Beat whites with a pinch of salt in another bowl with cleaned beaters until they just hold soft peaks. Add remaining 14 cup sugar a little at a time, beating, then continue to beat whites until they just hold stiff peaks.
Beat cream in another bowl with cleaned beaters until it just holds soft peaks. Fold cream into mascarpone mixture gently but thoroughly, then fold in whites.
Stir together coffee and Marsala in a shallow bowl. Dip 1 ladyfinger in coffee mixture, soaking it about 4 seconds on each side, and transfer to an 8 inch glass baking dish (2 quart capacity).
Repeat with 8 more lady fingers and arrange in bottom of dish, trimming as needed to fit snugly.
Spread half of mascarpone mixture evenly over lady fingers. Make another layer in same manner with remaining ladyfingers and mascarpone mixture.
Chill Tiramisu covered at least 6 hours.
Just before serving, sprinkle with chocolate and cocoa.
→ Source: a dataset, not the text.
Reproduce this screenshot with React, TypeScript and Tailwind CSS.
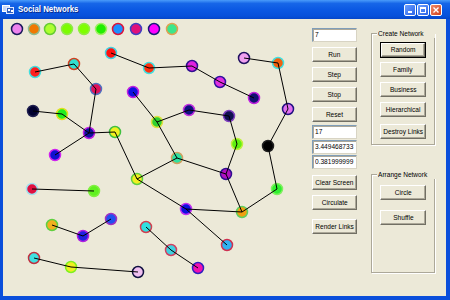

As you may recall I've been on a quest to find a good substitute for whipped cream. I found a viable option called Mimicreme - however both amazon and my local natural foods store were out. I'm determined to find it in the near future, but for now it's back to the chilled coconut milk.

Here's my adaptation:
DAIRY FREE TIRAMISU
Serves 6-8

Ingredients:
  • 3 large eggs separated
  • 3/4 cup sugar (divided)
  • 1 (8 oz) container of dairy free cream cheese, such as Tofutti Better Than Cream Cheese (softened to room temp)
  • 1 can organic, full fat coconut milk such as Thai Kitchen (refrigerated 12 hours or overnight until the liquid and solids separate, open the can from the bottom, drain off the liquid mixture and reserve the solids). 
  • 2 cups strong brewed coffee or espresso, cooled to room temperature
  • 2 tbs dark rum (I prefer this to Marsala). 
  • 18 crisp good quality Italian lady fingers
  • 1/4 cup fine-quality bittersweet chocolate shavings  I omitted this. 
  • 2 tbs unsweetened cocoa powder (or as much as your heart desires)
Directions:
In a double boiler or a large glass bowl set over simmering water; beat together yolks and 1/2 cup sugar at medium speed until thick and pale and warm, about 2 minutes. Beat in the dairy free cream cheese until just combined.
In a second bowl, beat whites with a pinch of salt until they hold soft peaks. Slowly add the remaining 1/4 cup sugar and continue to beat whites until they hold stiff peaks.
In a third bowl, whip the coconut milk solids until soft and fluffy. Gently fold the coconut "whipped cream" into the cream cheese/egg mixture, then fold in whites.
Stir together the coffee and rum in a shallow bowl. Soak each lady finger in the coffee/rum mixture for about 4 seconds and line the bottom of an 8 inch glass baking dish (2 quart capacity). (I actually like to make this in a bread/loaf pan because I feel it's easier to serve, whatever is left over I put in a separate small dish).
Spread half of the cream cheese mixture evenly over lady fingers. Make another layer in same manner with remaining ladyfingers and cream cheese mixture.
Chill Tiramisu covered at least 6 hours (after enjoying my leftovers the next day I highly recommend overnight!).
Just before serving dust with the cocoa powder.



I was pleasantly surprised by how authentic this dairy free Tiramisu tasted. Everyone seemed to enjoy it  and I truly couldn't tell the difference in flavor. This version was a little more "soft" and didn't set up as firm as the dairy laden version, but we cleaned our plates so fast it didn't seem to matter.

Turns out the dairy free version of Tiramisu was a very successful pick me up!